――徳を広めるには、時と根気が要る
孔子は、たとえ天から命を受けた理想の王――つまり「王者(おうじゃ)」――が現れたとしても、
その仁(じん)、すなわち人への思いやりや道徳を社会に行き渡らせるには「一世代」――すなわち三十年の時間が必要だと語った。
政治の改革や制度の改変は短期間でも可能かもしれない。
しかし、人々の心を変え、善を育むには、それだけの歳月と粘り強さが不可欠である。
孔子のこの言葉は、急激な成果を求めすぎず、本当に良い社会を築くには時間がかかるという深い現実認識と、徳治への揺るぎない信念を示している。
原文とふりがな付き引用:
「子(し)曰(いわ)く、如(も)し王者(おうじゃ)有(あ)らんも、必(かなら)ず世(よ)にして後(のち)に仁(じん)たらん。」
注釈:
- 王者(おうじゃ) … 天命を受け、完全な徳を備えた理想の君主。聖人に近い存在。
- 世(よ) … 一世代、三十年を表す単位。教育や文化の浸透にかかる時間の目安。
- 仁(じん) … 儒教における中核的な徳目。思いやり・慈しみ・人間愛を意味する。
1. 原文
子曰、如有王者、必世而後仁。
2. 書き下し文
子(し)曰(いわ)く、如(も)し王者(おうじゃ)有(あ)らば、必(かなら)ず世(よ)にして後(のち)に仁(じん)たらん。
3. 現代語訳(逐語訳/一文ずつ)
- 「子曰く、如し王者有らんも」
→ 孔子は言った。「もし真に天下を治める理想的な王が現れたとしても、」 - 「必ず世にして後に仁たらん」
→ 「その王の統治が一代(=一世)続いて初めて、世の中は“仁”のある社会になるだろう。」
4. 用語解説
- 如し~有らんも(もし〜あらんも):仮定表現。「もし〜があれば」「もし〜が現れたとしても」。
- 王者(おうじゃ):理想的な統治者。徳と能力を備えた“仁”に基づく聖王(堯舜など)を指す。

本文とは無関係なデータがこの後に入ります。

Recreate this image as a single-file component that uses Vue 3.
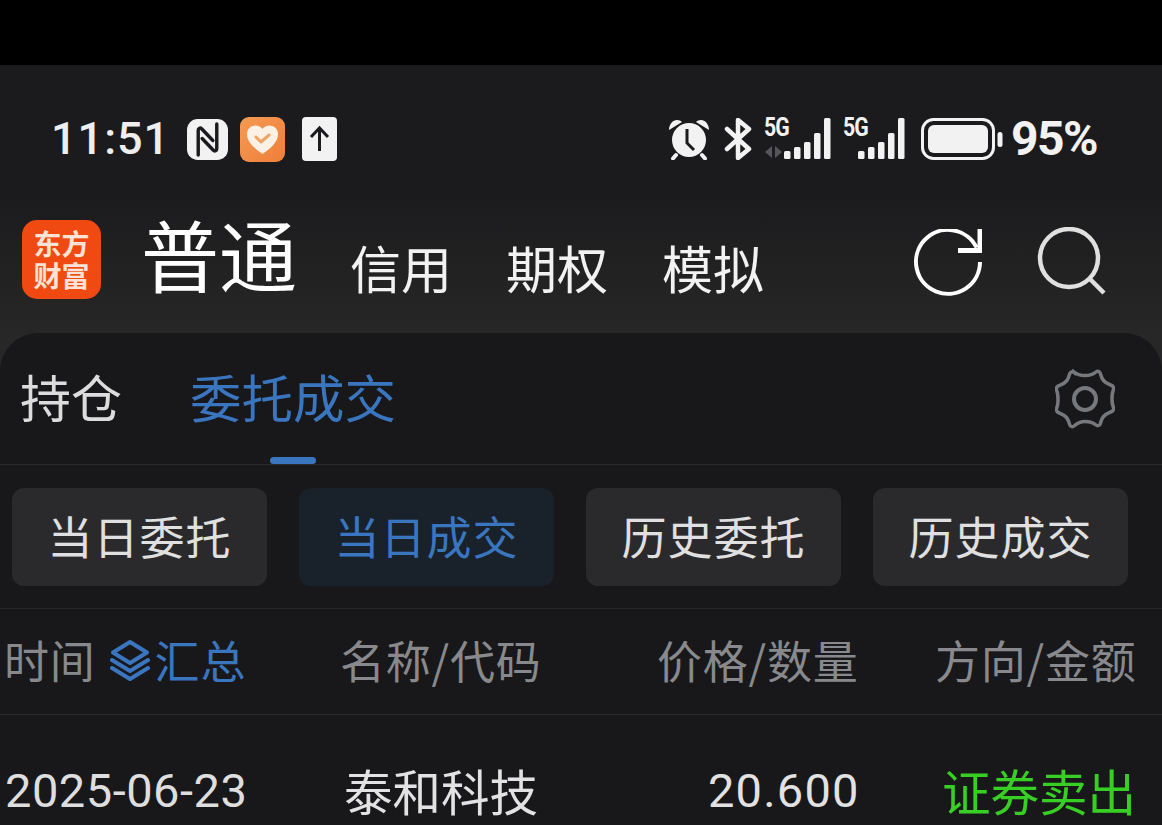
<script setup>
const filters = [
  { label: '当日委托' },
  { label: '当日成交', active: true },
  { label: '历史委托' },
  { label: '历史成交' }
]
const bars = [
  { x: 0, h: 8 },
  { x: 10, h: 12 },
  { x: 20, h: 17 },
  { x: 30, h: 26 },
  { x: 40, h: 41 }
]
</script>

<template>
  <div class="page">
    <div class="blackbar"></div>

    <div class="top">
      <div class="status">
        <div class="status-left">
          <span class="clock">11:51</span>
          <svg class="nfc" width="41" height="41" viewBox="0 0 42 42">
            <rect width="42" height="42" rx="11" fill="#f2f2f2" />
            <path d="M11.500 37V11.500a2 2 0 0 1 3.500-1.500l11.500 12" fill="none" stroke="#1b1b1d" stroke-width="3.500" stroke-linecap="round" />
            <path d="M30.500 5v25.500a2 2 0 0 1-3.500 1.500L15.500 20" fill="none" stroke="#1b1b1d" stroke-width="3.500" stroke-linecap="round" />
          </svg>
          <svg class="health" width="45" height="45" viewBox="0 0 45 45">
            <defs>
              <linearGradient id="healthBg" x1="0" y1="0" x2="1" y2="1">
                <stop offset="0" stop-color="#f59a52" />
                <stop offset="1" stop-color="#ee7f3a" />
              </linearGradient>
            </defs>
            <rect width="45" height="45" rx="9" fill="url(#healthBg)" />
            <path d="M22.500 37C14 31 7 25 7 17c0-5 4-8.500 8.500-8.500 3 0 5.500 1.200 7 3.500 1.500-2.300 4-3.500 7-3.500C34 8.500 38 12 38 17c0 8-7 14-15.500 20z" fill="#fdf1e6" />
            <path d="M16 20l5 5 8-7" fill="none" stroke="#f0a465" stroke-width="3" stroke-linecap="round" stroke-linejoin="round" />
          </svg>
          <svg class="upload" width="35" height="44" viewBox="0 0 35 44">
            <rect width="35" height="44" rx="4" fill="#f2f2f2" />
            <path d="M17.500 34V12M9 20l8.500-9 8.500 9" fill="none" stroke="#1b1b1d" stroke-width="3" />
          </svg>
        </div>

        <div class="status-right">
          <svg class="alarm" width="42" height="42" viewBox="0 0 42 42">
            <circle cx="21" cy="22" r="17" fill="#f2f2f2" />
            <path d="M1 12c0-6 4-10 8-10 2 0 4 .8 5 2zM41 12c0-6-4-10-8-10-2 0-4 .8-5 2z" fill="#f2f2f2" />
            <path d="M8 37l-3 3.500M34 37l3 3.500" stroke="#f2f2f2" stroke-width="4" stroke-linecap="round" />
            <path d="M19 11v14l7 7" fill="none" stroke="#1b1b1d" stroke-width="3" />
          </svg>
          <svg class="bt" width="28" height="42" viewBox="0 0 28 42">
            <path d="M3 11l22 20-11 9V2l11 9L3 31" fill="none" stroke="#f2f2f2" stroke-width="4.500" stroke-linejoin="round" stroke-linecap="round" />
          </svg>
          <div class="sim sim-first">
            <span class="five-g">5G</span>
            <svg class="arrows" width="18" height="12" viewBox="0 0 18 12">
              <path d="M7 0v12L0 6zM10 0v12l7-6z" fill="#55565a" />
            </svg>
            <svg class="bars" width="47" height="41" viewBox="0 0 47 41">
              <rect v-for="b in bars" :key="b.x" :x="b.x" :y="41 - b.h" width="6.500" :height="b.h" rx="1.500" fill="#f2f2f2" />
            </svg>
          </div>
          <div class="sim sim-second">
            <span class="five-g">5G</span>
            <svg class="bars" width="47" height="41" viewBox="0 0 47 41">
              <rect v-for="b in bars" :key="b.x" :x="b.x" :y="41 - b.h" width="6.500" :height="b.h" rx="1.500" fill="#f2f2f2" />
            </svg>
          </div>
          <svg class="battery" width="82" height="42" viewBox="0 0 82 42">
            <rect x="1.500" y="1.500" width="71" height="39" rx="11" fill="none" stroke="#f2f2f2" stroke-width="3" />
            <rect x="7" y="7" width="60" height="28" rx="6" fill="#f2f2f2" />
            <rect x="76.500" y="14" width="5" height="15" rx="2.500" fill="#f2f2f2" />
          </svg>
          <span class="percent">95%</span>
        </div>
      </div>

      <div class="header">
        <div class="logo">
          <span>东方</span>
          <span>财富</span>
        </div>
        <div class="title">普通</div>
        <div class="links">
          <span>信用</span>
          <span>期权</span>
          <span>模拟</span>
        </div>
        <div class="actions">
          <svg class="refresh" width="68" height="68" viewBox="0 0 68 68">
            <path d="M66 33A32 32 0 1 1 62.700 18.700" fill="none" stroke="#fff" stroke-width="4" />
            <path d="M66 0v21.500H44" fill="none" stroke="#fff" stroke-width="5" />
          </svg>
          <svg class="search" width="70" height="68" viewBox="0 0 70 68">
            <circle cx="32" cy="31" r="29" fill="none" stroke="#e0e0e0" stroke-width="4.500" />
            <path d="M53 52l14 14" stroke="#e0e0e0" stroke-width="4.500" />
          </svg>
        </div>
      </div>
    </div>

    <div class="card">
      <div class="tabs">
        <span class="tab">持仓</span>
        <span class="tab tab-active">委托成交</span>
        <svg class="gear" width="60" height="60" viewBox="0 0 60 60">
          <path d="M19 3c3.500 3 6.500 3.500 11 3.500S37.500 6 41 3c1-.8 2.500-.8 3.500 0 1.500 1.200 1 5 4 8.500s7 4 9 5.500c1 1 1.500 2.500 1 3.500-1.500 3-1.500 6-1.500 9s0 6 1.500 9c.5 1 0 2.500-1 3.500-2 1.500-6 2-9 5.500s-2.500 7.300-4 8.500c-1 .8-2.500.8-3.500 0-3.500-3-6.500-3.500-11-3.500S22.500 54 19 57c-1 .8-2.500.8-3.500 0-1.500-1.200-1-5-4-8.500s-7-4-9-5.500c-1-1-1.500-2.500-1-3.500C3 36.500 3 33 3 30s0-6-1.500-9c-.5-1 0-2.500 1-3.500 2-1.500 6-2 9-5.500s2.500-7.300 4-8.500c1-.8 2.500-.8 3.500 0z" fill="none" stroke="#77787b" stroke-width="3.500" />
          <circle cx="30" cy="30" r="11" fill="none" stroke="#77787b" stroke-width="4" />
        </svg>
        <div class="tab-mark"></div>
      </div>

      <div class="filters">
        <div v-for="f in filters" :key="f.label" class="filter" :class="{ on: f.active }">{{ f.label }}</div>
      </div>

      <div class="thead">
        <div class="col col-time">
          <span>时间</span>
          <svg class="layers" width="42" height="42" viewBox="0 0 42 42">
            <path d="M21 3L38 13.500 21 24 4 13.500z" fill="none" stroke="#3a76c0" stroke-width="4" stroke-linejoin="round" />
            <path d="M3 21l18 11 18-11M3 29l18 11 18-11" fill="none" stroke="#3a76c0" stroke-width="4" stroke-linecap="round" stroke-linejoin="round" />
          </svg>
          <span class="sum">汇总</span>
        </div>
        <div class="col col-name">名称/代码</div>
        <div class="col col-price">价格/数量</div>
        <div class="col col-side">方向/金额</div>
      </div>

      <div class="row">
        <div class="col-time date">2025-06-23</div>
        <div class="col-name stock">泰和科技</div>
        <div class="col-price price">20.600</div>
        <div class="col-side side">证券卖出</div>
      </div>
    </div>
  </div>
</template>

<style>
html, body {
  background: #000;
  overflow: hidden;
}
</style>

<style scoped>
.page {
  width: 1162px;
  height: 825px;
  overflow: hidden;
  display: flex;
  flex-direction: column;
  font-family: "Noto Sans", "Noto Sans CJK SC", sans-serif;
  color: #f2f2f2;
}

.blackbar {
  height: 65px;
  flex: none;
  background: #000;
}

.top {
  height: 308px;
  flex: none;
  background: linear-gradient(#1b1b1d 0%, #1b1b1d 40%, #272727 88%);
  display: flex;
  flex-direction: column;
}

.status {
  height: 44px;
  margin-top: 52px;
  padding: 0 65px 0 52px;
  display: flex;
  align-items: center;
  justify-content: space-between;
}

.status-left,
.status-right {
  display: flex;
  align-items: center;
}

.clock {
  font-family: Roboto, sans-serif;
  font-size: 45px;
  font-weight: 500;
  line-height: 44px;
  letter-spacing: 1px;
  color: #eeeeee;
  margin-left: -1px;
}

.nfc { margin-left: 17px; }
.health { margin-left: 12px; }
.upload { margin-left: 17px; }

.alarm { margin-right: 14px; }
.bt { margin-right: 12px; }

.sim {
  position: relative;
  width: 67px;
  height: 42px;
}

.sim-second { margin-left: 7px; }

.five-g {
  position: absolute;
  left: 0;
  top: -2px;
  font-family: "Roboto", sans-serif;
  font-weight: 700;
  font-size: 25px;
  line-height: 24px;
  letter-spacing: -1px;
  transform: scaleX(.85);
  transform-origin: left;
}

.sim-second .five-g { left: 5px; }

.arrows {
  position: absolute;
  left: 1px;
  top: 28px;
}

.bars {
  position: absolute;
  right: 0;
  top: 0;
}

.battery { margin-left: 16px; }

.percent {
  margin-left: 8px;
  font-family: Roboto, sans-serif;
  font-size: 48px;
  font-weight: 700;
  line-height: 44px;
  letter-spacing: -1.500px;
}

.header {
  display: flex;
  align-items: center;
  position: relative;
  height: 100px;
  margin-top: 48px;
  padding-left: 22px;
}

.logo {
  width: 79px;
  height: 79px;
  border-radius: 15px;
  background: #f04a12;
  display: flex;
  flex-direction: column;
  align-items: center;
  justify-content: center;
  font-family: "Noto Sans CJK SC", sans-serif;
  font-size: 28px;
  line-height: 32px;
  font-weight: 700;
  color: #fde3d3;
}

.title {
  margin-left: 40px;
  margin-top: -12px;
  font-family: "Noto Sans CJK SC", sans-serif;
  font-size: 78px;
  line-height: 80px;
  font-weight: 400;
  color: #fff;
}

.links {
  display: flex;
  gap: 54px;
  margin-left: 53px;
  margin-top: 16px;
  font-family: "Noto Sans CJK SC", sans-serif;
  font-size: 51px;
  line-height: 60px;
  color: #f2f2f2;
}

.actions {
  margin-left: auto;
  margin-right: 55px;
  margin-top: 5px;
  display: flex;
  align-items: flex-start;
  gap: 55px;
}

.refresh { margin-top: 2px; }

.card {
  flex: 1;
  background: #18181a;
  border-radius: 38px 38px 0 0;
  margin-top: -40px;
  position: relative;
}

.tabs {
  position: relative;
  height: 132px;
  border-bottom: 1px solid #2a2a2c;
  box-sizing: border-box;
  display: flex;
  align-items: center;
  padding: 0 0 6px 20px;
  font-family: "Noto Sans CJK SC", sans-serif;
  font-size: 51px;
}

.tab {
  color: #dcdcdc;
  line-height: 60px;
}

.tab-active {
  color: #3a76c0;
  font-size: 51.500px;
  margin-left: 68px;
}

.gear {
  margin-left: auto;
  margin-right: 47px;
  margin-top: 6px;
}

.tab-mark {
  position: absolute;
  left: 270px;
  bottom: 0;
  width: 46px;
  height: 7px;
  border-radius: 4px;
  background: #3a76c0;
}

.filters {
  height: 144px;
  box-sizing: border-box;
  padding: 23px 34px 22px 12px;
  display: flex;
  justify-content: space-between;
  border-bottom: 1px solid #252527;
  font-family: "Noto Sans CJK SC", sans-serif;
}

.filter {
  width: 255px;
  height: 98px;
  box-sizing: border-box;
  padding-bottom: 4px;
  border-radius: 12px;
  background: #2a2a2c;
  display: flex;
  align-items: center;
  justify-content: center;
  font-size: 45px;
  letter-spacing: 1px;
  color: #e0e0e0;
}

.filter.on {
  background: #19222a;
  color: #3a76c0;
}

.thead {
  height: 106px;
  box-sizing: border-box;
  padding-bottom: 4px;
  border-bottom: 1px solid #2a2a2c;
  display: grid;
  grid-template-columns: 340px 317px 278px 1fr;
  align-items: center;
  font-family: "Noto Sans CJK SC", sans-serif;
  font-size: 45px;
  letter-spacing: .8px;
  color: #88898c;
}

.col-time {
  padding-left: 4px;
  display: flex;
  align-items: center;
}

.layers { margin: 0 4px 0 13px; }
.sum { color: #3a76c0; }

.row {
  display: grid;
  grid-template-columns: 340px 317px 278px 1fr;
  align-items: center;
  padding-top: 25px;
  height: 100px;
  font-family: "Noto Sans CJK SC", sans-serif;
}

.date {
  padding-left: 5px;
  font-family: Roboto, sans-serif;
  font-size: 47px;
  letter-spacing: .5px;
  color: #dedede;
}

.stock {
  padding-left: 4px;
  font-size: 48.500px;
  color: #e2e2e2;
}

.price {
  font-family: Roboto, sans-serif;
  font-size: 47px;
  letter-spacing: 1.200px;
  padding-left: 51px;
  color: #e2e2e2;
}

.side {
  padding-left: 7px;
  font-size: 48.500px;
  color: #38cf24;
}

.thead .col-price,
.thead .col-side,
.thead .col-name { white-space: nowrap; }
</style>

- 世(よ):一世代、あるいは一代の統治期間。通常30年程度を意味する。
- 仁(じん):儒教における最高の徳。思いやり・誠実さ・人間愛などを含む、理想的な人間関係のあり方。
5. 全体の現代語訳(まとめ)
孔子はこう言った:
「たとえ徳を備えた理想の王が現れたとしても、
その王が一代にわたって統治を続けなければ、世の中に“仁”は実現しないだろう。」
6. 解釈と現代的意義
この章句は、**「理想の社会(仁の世)を築くには、時間と継続が必要である」**という、儒教の根本的な思想を示しています。
- どれほどすぐれたリーダーが現れても、“仁”のある社会は一朝一夕にはできない。
- 少なくとも一世代にわたる継続した徳政があって初めて、民の心が変わり、風俗が整い、仁が根づく。
- ここには、即効的な統治や短期的な成果に対する戒めと、教育と徳治の積み重ねへの信念が込められています。
7. ビジネスにおける解釈と適用(個別解説付き)
- 「理念の浸透には時間がかかる」
新しいビジョン・価値観を掲げても、それが社員の行動や文化に根づくには、少なくとも数年単位の継続的な取り組みが必要。 - 「組織文化は一代で築くもの」
創業者・社長・リーダーが変わっても理念が残るためには、在任中に“仁”をベースにした文化を形にしておくことが重要。 - 「即効性より継続性を重視するマネジメント」
制度や組織変革の効果が出ないからといってすぐにやめるのではなく、一世代(3~5年)かけて根づかせる覚悟が必要。 - 「長期視点で信頼と倫理を築く」
クライアントや社員との信頼関係、あるいは企業倫理も、積み重ねと一貫性の上にしか成立しない。
8. ビジネス用の心得タイトル付き
「“仁のある組織”は一代で築く──即効より継続の徳治マネジメント」
この章句は、「一人の偉大なリーダーがいても、社会を変えるには時間が必要だ」という、現代にも通じる真理を教えてくれます。
企業経営や組織変革においても、“長期的に人を育て文化を根づかせる視点”の重要性を示す、極めて実践的な教訓です。